We often forget this because they only play the Calgary Flames twice a season, but the Carolina Hurricanes are a really good hockey club. They out-scored the Flames in every game situation en route to a rock-solid 4-0 victory on Saturday afternoon in the Saddledome.

The Rundown

The opening period was one of the Flames’ best opening 20s of the season. They played a structured, patient game but couldn’t bury their chances. Shots were 12-8 Flames and scoring chances 9-6 Flames.

The Hurricanes really imposed themselves in the second period, making some nice adjustments in the neutral zone that the Flames had trouble with. The Flames failed to get a clean clear in their own end, allowing Jordan Martinook to feed Brock McGinn for a redirect past David Rittich to make it 1-0 Hurricanes.

The Flames challenged on the basis of off-sides. Here’s the gist: Julien Gauthier couldn’t hold the puck into the zone, but because McGinn tagged up before Gauthier touched the puck in the offensive zone the play was still legal and the goal still counted.

The Flames drew a penalty on the ensuing delay-of-game advantage they gave Carolina, but then took a penalty to wash that penalty out and make things four-on-three. On that Carolina power play, Dougie Hamilton put a shot past Rittich’s glove to make it 2-0 Hurricanes.

Shots were 18-7 Hurricanes and scoring chances 14-6 Hurricanes in the second period. It wasn’t like things were going swimmingly before the failed challenge.

The Flames pressed at times in the third period, but Warren Foegele buried a blocked pass on a late Flames power play to increase the visiting team’s lead to 3-0. Foegele added an empty netter and the Canes held on for the road victory.

Shots were 13-9 Flames and scoring chances 9-6 Flames in the third period.

Why the Flames Lost

The Flames didn’t do a heck of a lot with the puck all game, but things got away from them quite a bit in the second period. Their puck management wasn’t as good as it was in prior games and Carolina’s speed in all three zones made life difficult.

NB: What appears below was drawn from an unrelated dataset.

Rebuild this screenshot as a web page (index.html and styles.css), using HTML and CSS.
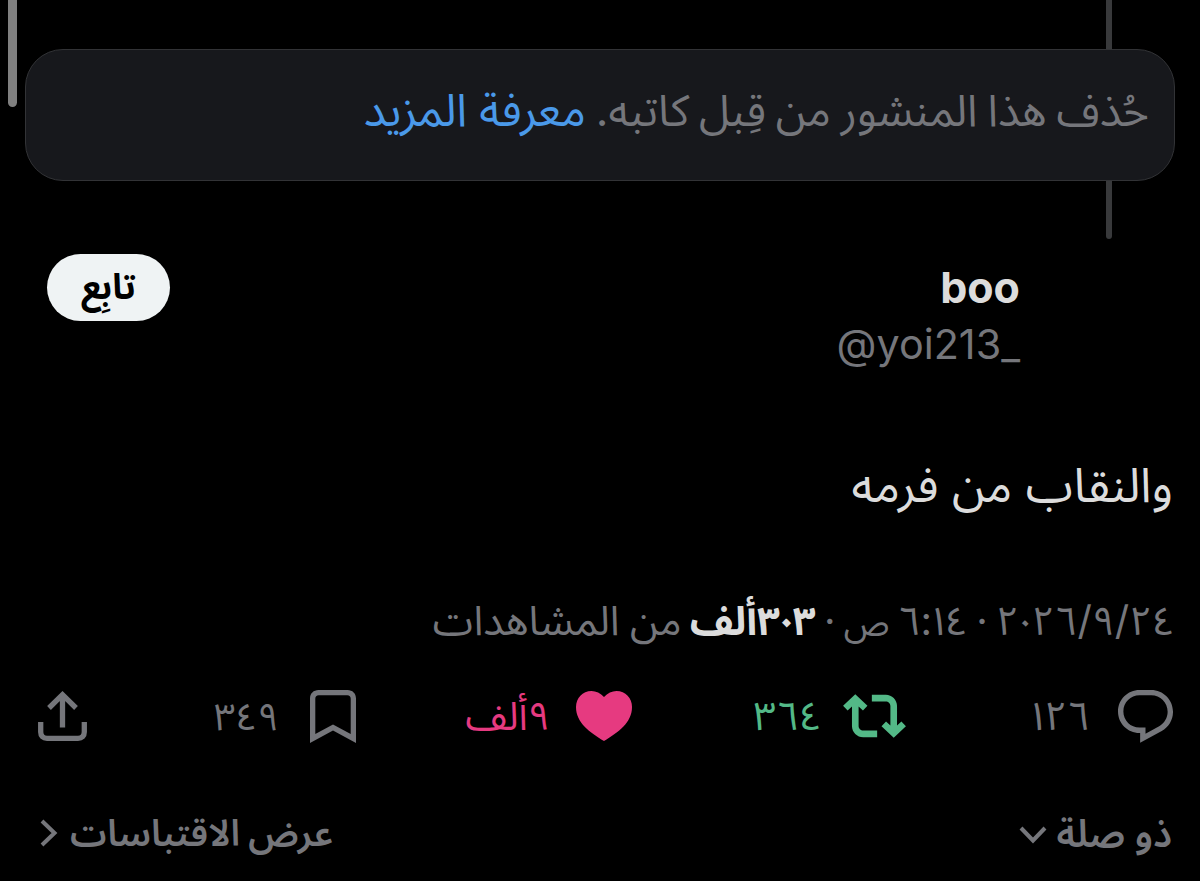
FILE: index.html
```
<!DOCTYPE html>
<html lang="ar" dir="rtl">
<head>
  <meta charset="utf-8">
  <title>boo</title>
  <meta name="viewport" content="width=device-width, initial-scale=1">
  <link rel="stylesheet" href="styles.css">
</head>
<body>
  <div class="scrollbar"></div>
  <div class="thread-line"></div>
  <div class="notice"><span class="notice-text">حُذف هذا المنشور من قِبل كاتبه.</span> <a class="notice-link">معرفة المزيد</a></div>
  <div class="author">
    <div class="author-names" dir="ltr">
      <div class="author-name">boo</div>
      <div class="author-handle">@yoi213_</div>
    </div>
    <button class="follow">تابِع</button>
  </div>
  <p class="post-text">والنقاب من فرمه</p>
  <div class="meta">٢٤&rlm;/٩&rlm;/٢<span class="zero">٠</span>٢٦ · ٦:<span class="one">١</span>٤ <span class="period">ص</span> · <b class="views">٣<span class="zero">٠</span>٣ألف</b> <span class="views-label">من المشاهدات</span></div>
  <div class="actions">
    <div class="action">
      <svg width="55" height="53" viewBox="1.75 2 20.5 19.75"><path d="M1.751 10c0-4.42 3.584-8 8.005-8h4.366c4.49 0 8.129 3.64 8.129 8.13 0 2.96-1.607 5.68-4.196 7.11l-8.054 4.46v-3.69h-.067c-4.49.1-8.183-3.51-8.183-8.01zm8.005-6c-3.317 0-6.005 2.69-6.005 6 0 3.37 2.77 6.08 6.138 6.01l.351-.01h1.761v2.3l5.087-2.81c1.951-1.08 3.163-3.13 3.163-5.36 0-3.39-2.744-6.13-6.129-6.13H9.756z"/></svg>
      <span class="count"><span class="one">١</span>٢٦</span>
    </div>
    <div class="action reposted">
      <svg width="63" height="44" viewBox="0.15 3.7 23.7 16.6"><path d="M4.75 3.79l4.603 4.3-1.706 1.82L6 8.38v7.37c0 .97.784 1.75 1.75 1.75H13V20H7.75c-2.347 0-4.25-1.9-4.25-4.25V8.38L1.853 9.91.147 8.09l4.603-4.3zm11.5 2.71H11V4h5.25c2.347 0 4.25 1.9 4.25 4.25v7.37l1.647-1.53 1.706 1.82-4.603 4.3-4.603-4.3 1.706-1.82L18 15.62V8.25c0-.97-.784-1.75-1.75-1.75z"/></svg>
      <span class="count">٣٦٤</span>
    </div>
    <div class="action liked">
      <svg width="56" height="50" viewBox="0 0 56 50"><path d="M28 6C24.500 2 20 0 15.500 0C6.500 0 0 7 0 16C0 32 14 41.500 28 50C42 41.500 56 32 56 16C56 7 49.500 0 40.500 0C36 0 31.500 2 28 6z"/></svg>
      <span class="count count-like">٩ألف</span>
    </div>
    <div class="action saved">
      <svg width="46" height="53" viewBox="0 0 46 53"><path d="M8.500 0H37.500C42.500 0 46 3.500 46 8.500V53L23 40.500L0 53V8.500C0 3.500 3.500 0 8.500 0zM8.700 5.300C6.500 5.300 5.300 6.500 5.300 8.700V44L23 34.500L40.700 44V8.700C40.700 6.500 39.500 5.300 37.300 5.300z"/></svg>
      <span class="count count-save">٣٤٩</span>
    </div>
    <div class="action">
      <svg class="share" width="49" height="50" viewBox="0 0 49 50"><path d="M24.500 3.500V36.500M11 17L24.500 3.700L38 17M2.700 31V41C2.700 45 5 47.300 9 47.300H40C44 47.300 46.300 45 46.300 41V31"/></svg>
    </div>
  </div>
  <div class="footer">
    <div class="sort">ذو صلة <svg class="chevron" width="28" height="18" viewBox="0 0 28 18"><path d="M2 2L14 14.500L26 2"/></svg></div>
    <div class="quotes">عرض الاقتباسات <svg class="chevron" width="18" height="28" viewBox="0 0 18 28"><path d="M2 2L14.500 14L2 26"/></svg></div>
  </div>
</body>
</html>
```

FILE: styles.css
```
* {
  box-sizing: border-box;
  margin: 0;
  padding: 0;
}
body {
  position: relative;
  height: 881px;
  overflow: hidden;
  background: #000;
  color: #dcdcdc;
  font-family: Inter, "Noto Sans Arabic", "Noto Sans", sans-serif;
  white-space: nowrap;
}
svg {
  display: block;
  flex: none;
  fill: currentColor;
}
.scrollbar {
  position: absolute;
  left: 8px;
  top: -10px;
  width: 9px;
  height: 117px;
  border-radius: 5px;
  background: #808080;
}
.thread-line {
  position: absolute;
  left: 1106px;
  top: -4px;
  width: 6px;
  height: 243px;
  border-radius: 3px;
  background: #38393b;
}
.notice {
  position: relative;
  height: 132px;
  margin: 49px 25px 0;
  padding: 28px 25px 0;
  border: 1px solid #323336;
  border-radius: 38px;
  background: #17181c;
  color: #75767b;
  font-size: 44px;
  line-height: 64px;
  word-spacing: -2.5px;
}
.notice-link {
  color: #4a99e9;
  font-size: 45.5px;
  font-weight: 450;
  word-spacing: 0;
}
.author {
  display: flex;
  justify-content: space-between;
  align-items: flex-start;
  padding: 73px 180px 0 47px;
}
.author-names {
  text-align: right;
}
.author-name {
  padding-top: 5px;
  font-size: 43px;
  font-weight: 700;
  line-height: 56px;
}
.author-handle {
  padding-top: 1px;
  color: #75767b;
  font-size: 41.3px;
  line-height: 56px;
}
.follow {
  width: 123px;
  height: 67px;
  border: 0;
  border-radius: 34px;
  background: #eff3f4;
  color: #000;
  font: 700 35px/60px "Noto Sans Arabic", "Noto Sans", sans-serif;
}
.post-text {
  padding: 79px 27px 0 0;
  font-size: 48px;
  line-height: 68px;
}
.meta {
  height: 131px;
  padding: 71px 25px 0 0;
  color: #75767b;
  font-size: 40px;
  line-height: 60px;
  word-spacing: -3px;
}
/* tighten the thin digits, letter-spacing has no effect on arabic */
.zero,
.one {
  margin: 0 -5px;
}
.period {
  font-size: 35px;
}
.views {
  color: #dcdcdc;
}
.views-label {
  font-size: 41px;
  word-spacing: -1px;
}
.actions {
  display: grid;
  grid-template-columns: 267px 274px 276px 1fr auto;
  align-items: center;
  height: 64px;
  margin-top: 34px;
  padding: 0 27px 0 38px;
  color: #75767b;
}
.action {
  display: flex;
  align-items: center;
  gap: 28px;
}
.reposted {
  gap: 21px;
  color: #53b987;
}
.liked {
  gap: 26px;
  color: #e63a80;
}
.saved {
  gap: 31px;
}
.count {
  font-size: 40px;
  line-height: 60px;
}
.count-like {
  font-size: 39px;
}
.count-save {
  font-size: 38px;
}
.share,
.chevron {
  fill: none;
  stroke: currentColor;
  stroke-width: 5.3;
}
.chevron {
  stroke-width: 4;
}
.footer {
  display: flex;
  justify-content: space-between;
  padding: 55px 28px 0 40px;
  color: #75767b;
  font-size: 38px;
  font-weight: 600;
  line-height: 60px;
}
.sort,
.quotes {
  display: flex;
  align-items: center;
  gap: 10px;
}
.sort .chevron {
  margin-top: 4px;
}
.quotes {
  gap: 12px;
  font-size: 36.7px;
  word-spacing: -1px;
}
```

In short? They lost because they were the second-best team in most game situations. The gap wasn’t massive, but Carolina was definitively better.

Red Warrior

Elias Lindholm was noticeable every time he hit the ice. He seemed energized playing against his old club.

The Turning Point

Undoubtedly, the 65 second sequence where the Flames allowed a goal, lost a challenge, drew a penalty, took a penalty, and allowed another goal, was one where the club was rattled for a little bit. The game got away from them and they never completely recovered.

The Numbers

Data via Natural Stat Trick. Percentage stats are 5v5.

Mangiapane 56.5 75.0 -0.075
Hamonic 53.3 62.5 0.175
Ryan 52.9 80.0 0.325
Jankowski 52.4 40.0 -0.150
Tkachuk 52.4 75.0 0.350
Kylington 52.4 75.0 0.100
Dube 50.0 80.0 0.000
Lucic 50.0 80.0 0.215
Rieder 50.0 40.0 0.040
Giordano 48.3 66.7 0.300
Brodie 48.3 66.7 0.250
Lindholm 47.6 75.0 0.720
Frolik 47.4 40.0 -0.200
Andersson 44.0 80.0 0.100
Monahan 39.1 80.0 -0.210
Gaudreau 37.5 80.0 -0.150
Hanifin 35.7 66.7 -0.225
Backlund 34.6 80.0 -0.195
Rittich 0.450

This and That

For the curious, the Situation Room’s verdict on the first Carolina goal:

Up Next

The Flames (18-13-4) are off tomorrow. They’re back in action on Tuesday evening when the Pittsburgh Penguins come to town.